En esta época en que todos debemos permanecer en casa, la lectura se vuelve indispensable para sobrellevar la cuarentena. Empática con los nuevos tiempos, la editorial Anagrama liberó cinco títulos, uno de ellos es el libro de cuentos Las cosas que perdimos en el fuego, de Mariana Enríquez (Buenos Aires, 1973).
Enríquez se ha convertido en un fenómeno mediático de los últimos cinco años, se habla mucho de lo que escribe. Habría que preguntarse: ¿qué es lo atractivo de su prosa? ,¿por qué hay expectativa cuando aparecen nuevos libros de ella?

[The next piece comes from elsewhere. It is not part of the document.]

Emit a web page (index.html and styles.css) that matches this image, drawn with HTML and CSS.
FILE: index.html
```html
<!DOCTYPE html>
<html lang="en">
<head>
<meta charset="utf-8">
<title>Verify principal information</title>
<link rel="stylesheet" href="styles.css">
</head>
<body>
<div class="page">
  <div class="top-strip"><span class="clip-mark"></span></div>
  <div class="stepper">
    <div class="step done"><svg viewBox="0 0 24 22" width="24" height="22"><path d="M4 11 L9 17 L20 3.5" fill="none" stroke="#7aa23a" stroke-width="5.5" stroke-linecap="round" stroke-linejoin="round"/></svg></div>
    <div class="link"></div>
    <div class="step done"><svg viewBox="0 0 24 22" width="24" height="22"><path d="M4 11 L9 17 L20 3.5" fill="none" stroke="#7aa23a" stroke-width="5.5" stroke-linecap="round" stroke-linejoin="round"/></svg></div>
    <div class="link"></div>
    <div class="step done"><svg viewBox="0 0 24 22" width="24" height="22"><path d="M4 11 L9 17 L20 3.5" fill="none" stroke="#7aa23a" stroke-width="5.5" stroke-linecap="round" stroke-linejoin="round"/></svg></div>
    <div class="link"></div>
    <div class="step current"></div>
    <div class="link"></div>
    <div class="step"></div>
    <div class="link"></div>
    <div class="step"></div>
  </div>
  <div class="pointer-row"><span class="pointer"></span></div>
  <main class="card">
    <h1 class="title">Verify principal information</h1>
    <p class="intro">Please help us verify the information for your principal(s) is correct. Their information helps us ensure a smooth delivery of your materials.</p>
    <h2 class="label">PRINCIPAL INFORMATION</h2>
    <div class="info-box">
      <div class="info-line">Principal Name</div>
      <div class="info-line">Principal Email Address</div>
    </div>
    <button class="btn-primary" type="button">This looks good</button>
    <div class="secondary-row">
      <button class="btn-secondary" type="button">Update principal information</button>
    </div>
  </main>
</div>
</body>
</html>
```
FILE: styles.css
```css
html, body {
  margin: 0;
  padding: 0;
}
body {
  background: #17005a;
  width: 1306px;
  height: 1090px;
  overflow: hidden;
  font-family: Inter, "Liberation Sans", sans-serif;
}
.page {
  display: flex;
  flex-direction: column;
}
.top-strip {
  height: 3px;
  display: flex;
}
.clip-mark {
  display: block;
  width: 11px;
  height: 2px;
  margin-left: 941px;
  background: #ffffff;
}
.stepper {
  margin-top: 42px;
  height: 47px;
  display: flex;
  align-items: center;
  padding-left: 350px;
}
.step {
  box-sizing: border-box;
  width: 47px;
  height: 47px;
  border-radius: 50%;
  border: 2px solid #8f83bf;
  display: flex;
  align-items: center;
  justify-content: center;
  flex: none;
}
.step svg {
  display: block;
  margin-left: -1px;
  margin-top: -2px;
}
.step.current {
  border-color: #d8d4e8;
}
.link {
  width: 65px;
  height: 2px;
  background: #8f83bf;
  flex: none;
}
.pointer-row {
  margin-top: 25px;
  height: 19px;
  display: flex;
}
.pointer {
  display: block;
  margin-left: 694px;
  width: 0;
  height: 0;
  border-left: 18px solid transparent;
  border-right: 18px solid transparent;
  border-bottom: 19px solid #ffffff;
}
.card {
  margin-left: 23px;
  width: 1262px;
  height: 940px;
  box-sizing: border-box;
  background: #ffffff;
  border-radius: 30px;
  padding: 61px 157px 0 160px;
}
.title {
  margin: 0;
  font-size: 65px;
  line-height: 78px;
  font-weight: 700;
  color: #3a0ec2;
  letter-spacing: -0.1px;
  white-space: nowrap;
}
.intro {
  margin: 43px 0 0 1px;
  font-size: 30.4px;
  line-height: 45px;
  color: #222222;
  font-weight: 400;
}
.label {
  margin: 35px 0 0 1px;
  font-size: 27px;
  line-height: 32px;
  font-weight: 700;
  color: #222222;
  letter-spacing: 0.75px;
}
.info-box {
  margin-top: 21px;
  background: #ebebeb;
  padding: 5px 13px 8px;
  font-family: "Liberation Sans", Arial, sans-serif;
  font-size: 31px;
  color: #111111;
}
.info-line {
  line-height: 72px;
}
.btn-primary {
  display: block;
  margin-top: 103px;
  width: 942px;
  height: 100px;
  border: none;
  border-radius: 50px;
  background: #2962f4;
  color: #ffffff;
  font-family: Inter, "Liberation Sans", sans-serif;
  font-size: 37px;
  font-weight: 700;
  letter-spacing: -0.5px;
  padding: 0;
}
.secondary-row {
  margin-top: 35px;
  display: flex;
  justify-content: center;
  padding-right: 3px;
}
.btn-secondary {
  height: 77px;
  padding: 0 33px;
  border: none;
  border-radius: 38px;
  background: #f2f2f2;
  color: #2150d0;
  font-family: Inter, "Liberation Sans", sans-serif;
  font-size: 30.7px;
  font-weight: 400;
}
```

Se ocupa de situaciones inquietantes, no del todo explicables con razonamientos lógicos. Lo sobrenatural y la descripción de algo atroz es una constante tanto en sus relatos como en sus novelas. También hay un velo de modernidad en el ambiente, en sus descripciones, lenguaje y manera de abordar a los personajes de sus historias. En apariencia algunos de sus personajes son seres con un defecto físico o alguna enfermedad mental, no del todo comprensible; otros provienen de sueños, de imágenes confusas que, invariablemente, ponen en riesgo la tolerancia, la tranquilidad y la vida de los demás. Su escritura mantiene ciertos lazos en común con Edgar Allan Poe, Horacio Quiroga, Amparo Dávila, Virgilio Piñera y Ricardo Piglia.

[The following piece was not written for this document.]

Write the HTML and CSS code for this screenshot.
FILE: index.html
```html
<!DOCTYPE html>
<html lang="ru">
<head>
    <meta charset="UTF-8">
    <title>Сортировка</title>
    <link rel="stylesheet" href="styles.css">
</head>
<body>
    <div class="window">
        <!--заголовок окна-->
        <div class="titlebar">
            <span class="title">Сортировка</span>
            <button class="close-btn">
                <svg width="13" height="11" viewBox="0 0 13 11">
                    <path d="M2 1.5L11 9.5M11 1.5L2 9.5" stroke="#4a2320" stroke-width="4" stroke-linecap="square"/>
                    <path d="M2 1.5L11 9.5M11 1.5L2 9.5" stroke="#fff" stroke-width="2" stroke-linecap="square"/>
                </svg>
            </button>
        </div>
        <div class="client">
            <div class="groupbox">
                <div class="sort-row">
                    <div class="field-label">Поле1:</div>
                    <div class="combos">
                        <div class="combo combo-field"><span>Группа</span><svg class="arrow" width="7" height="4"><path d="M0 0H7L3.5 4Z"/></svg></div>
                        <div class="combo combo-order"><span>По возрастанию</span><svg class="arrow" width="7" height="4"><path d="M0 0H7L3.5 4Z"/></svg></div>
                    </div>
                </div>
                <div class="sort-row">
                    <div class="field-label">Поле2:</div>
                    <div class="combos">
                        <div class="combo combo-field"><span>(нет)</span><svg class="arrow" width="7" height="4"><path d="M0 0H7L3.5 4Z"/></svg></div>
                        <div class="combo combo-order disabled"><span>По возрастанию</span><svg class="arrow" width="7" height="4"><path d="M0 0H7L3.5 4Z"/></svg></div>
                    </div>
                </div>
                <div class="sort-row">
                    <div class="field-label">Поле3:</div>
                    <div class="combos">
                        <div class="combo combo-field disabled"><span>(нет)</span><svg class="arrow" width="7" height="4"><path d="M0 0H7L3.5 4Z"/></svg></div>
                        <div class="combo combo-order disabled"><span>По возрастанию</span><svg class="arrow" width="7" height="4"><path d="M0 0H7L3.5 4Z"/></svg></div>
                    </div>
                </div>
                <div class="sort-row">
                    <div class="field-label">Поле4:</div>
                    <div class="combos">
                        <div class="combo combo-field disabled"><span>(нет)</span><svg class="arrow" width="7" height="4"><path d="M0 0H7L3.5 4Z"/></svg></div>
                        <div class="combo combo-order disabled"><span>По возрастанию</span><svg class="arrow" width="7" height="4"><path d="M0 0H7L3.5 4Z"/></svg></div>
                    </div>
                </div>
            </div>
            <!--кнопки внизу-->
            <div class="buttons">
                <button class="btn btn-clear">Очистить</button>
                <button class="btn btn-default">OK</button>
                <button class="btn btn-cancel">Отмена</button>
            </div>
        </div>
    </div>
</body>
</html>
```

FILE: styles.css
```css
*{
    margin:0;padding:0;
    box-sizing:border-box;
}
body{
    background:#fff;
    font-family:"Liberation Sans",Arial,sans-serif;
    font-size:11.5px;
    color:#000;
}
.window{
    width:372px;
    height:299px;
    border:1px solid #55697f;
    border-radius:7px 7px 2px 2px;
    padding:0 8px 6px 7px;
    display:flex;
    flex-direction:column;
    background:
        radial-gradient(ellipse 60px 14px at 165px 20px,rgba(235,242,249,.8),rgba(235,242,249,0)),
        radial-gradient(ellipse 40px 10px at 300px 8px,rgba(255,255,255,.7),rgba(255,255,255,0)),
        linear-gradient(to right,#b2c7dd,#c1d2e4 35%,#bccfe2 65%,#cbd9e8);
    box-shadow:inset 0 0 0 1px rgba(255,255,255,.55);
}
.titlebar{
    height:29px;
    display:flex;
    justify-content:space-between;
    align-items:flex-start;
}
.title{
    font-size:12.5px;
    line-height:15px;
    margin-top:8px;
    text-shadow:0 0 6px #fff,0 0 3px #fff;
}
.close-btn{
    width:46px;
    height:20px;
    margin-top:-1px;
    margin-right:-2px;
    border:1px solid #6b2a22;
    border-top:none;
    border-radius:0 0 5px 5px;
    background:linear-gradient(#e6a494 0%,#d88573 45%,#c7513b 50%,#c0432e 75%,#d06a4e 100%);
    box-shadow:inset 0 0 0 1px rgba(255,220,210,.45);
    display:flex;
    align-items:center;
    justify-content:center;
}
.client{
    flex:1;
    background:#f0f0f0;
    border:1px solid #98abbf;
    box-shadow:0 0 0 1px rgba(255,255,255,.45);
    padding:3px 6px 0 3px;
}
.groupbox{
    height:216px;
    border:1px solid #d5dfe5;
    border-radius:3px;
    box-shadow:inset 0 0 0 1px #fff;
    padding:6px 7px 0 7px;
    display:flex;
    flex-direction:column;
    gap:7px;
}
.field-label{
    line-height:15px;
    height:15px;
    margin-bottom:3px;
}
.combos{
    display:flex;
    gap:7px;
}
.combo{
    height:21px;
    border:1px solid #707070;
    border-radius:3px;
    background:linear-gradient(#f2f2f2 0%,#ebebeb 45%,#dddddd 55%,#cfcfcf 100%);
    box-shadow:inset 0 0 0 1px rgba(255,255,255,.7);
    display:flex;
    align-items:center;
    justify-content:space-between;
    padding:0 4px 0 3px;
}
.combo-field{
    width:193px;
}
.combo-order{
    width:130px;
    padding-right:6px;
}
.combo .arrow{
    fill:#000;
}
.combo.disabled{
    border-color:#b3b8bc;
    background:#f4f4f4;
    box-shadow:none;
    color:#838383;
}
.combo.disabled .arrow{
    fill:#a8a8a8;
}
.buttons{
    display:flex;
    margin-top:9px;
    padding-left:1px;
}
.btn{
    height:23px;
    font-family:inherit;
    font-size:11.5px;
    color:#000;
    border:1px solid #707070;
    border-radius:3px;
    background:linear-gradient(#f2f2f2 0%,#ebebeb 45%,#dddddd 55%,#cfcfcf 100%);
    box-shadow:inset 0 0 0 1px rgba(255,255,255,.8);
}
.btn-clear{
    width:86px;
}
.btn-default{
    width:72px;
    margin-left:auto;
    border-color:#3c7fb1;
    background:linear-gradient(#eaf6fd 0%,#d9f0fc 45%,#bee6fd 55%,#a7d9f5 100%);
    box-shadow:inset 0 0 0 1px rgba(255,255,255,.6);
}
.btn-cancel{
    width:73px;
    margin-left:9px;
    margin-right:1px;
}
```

Su prosa está inmersa en una crítica social —y el terror— de lo que ocurre en diversos países de América latina, no sólo en Argentina. Su voz es potente, enfática, jamás titubea porque de lo contrario no tiene sentido la denuncia y la protesta. Por ejemplo, en “Las cosas que perdimos en el fuego”, aborda el tema de los feminicidios de una manera metafórica y, a la vez, brutal para romper una cadena de crímenes machistas; en “El chico sucio” aparece mencionado el narcotráfico y la problemática de asesinatos en México; en “Verde rojo anaranjado” se hace referencia a un fenómeno que ocurre en Japón, en donde los jóvenes se encierran en sus cuartos y permanecen aislados alrededor de seis meses. Se les conoce como hikikomori y ellos evitan todo contacto físico con personas, incluso de su propia familia durante el tiempo que no irán ni a la escuela ni al trabajo. En el cuento de Enríquez, la madre del hijo que no sale de su cuarto decide prepararle los alimentos, después de que el joven prefiriera no comer durante varios días. La madre deja la comida en una charola y el joven tomará lo que necesite cuando lo crea conveniente. Lo único que pide el enclaustrado es que no lo dejen sin internet, pues es el único contacto que mantiene con el “exterior”.
Leer a esta autora es darnos cuenta que, aunque nos pese, nos hemos convertido en esos jóvenes hikikomori que optan por el enclaustramiento; aunque en nuestro caso sea por salud y no por excentricidades ni por temor a interactuar socialmente con los demás.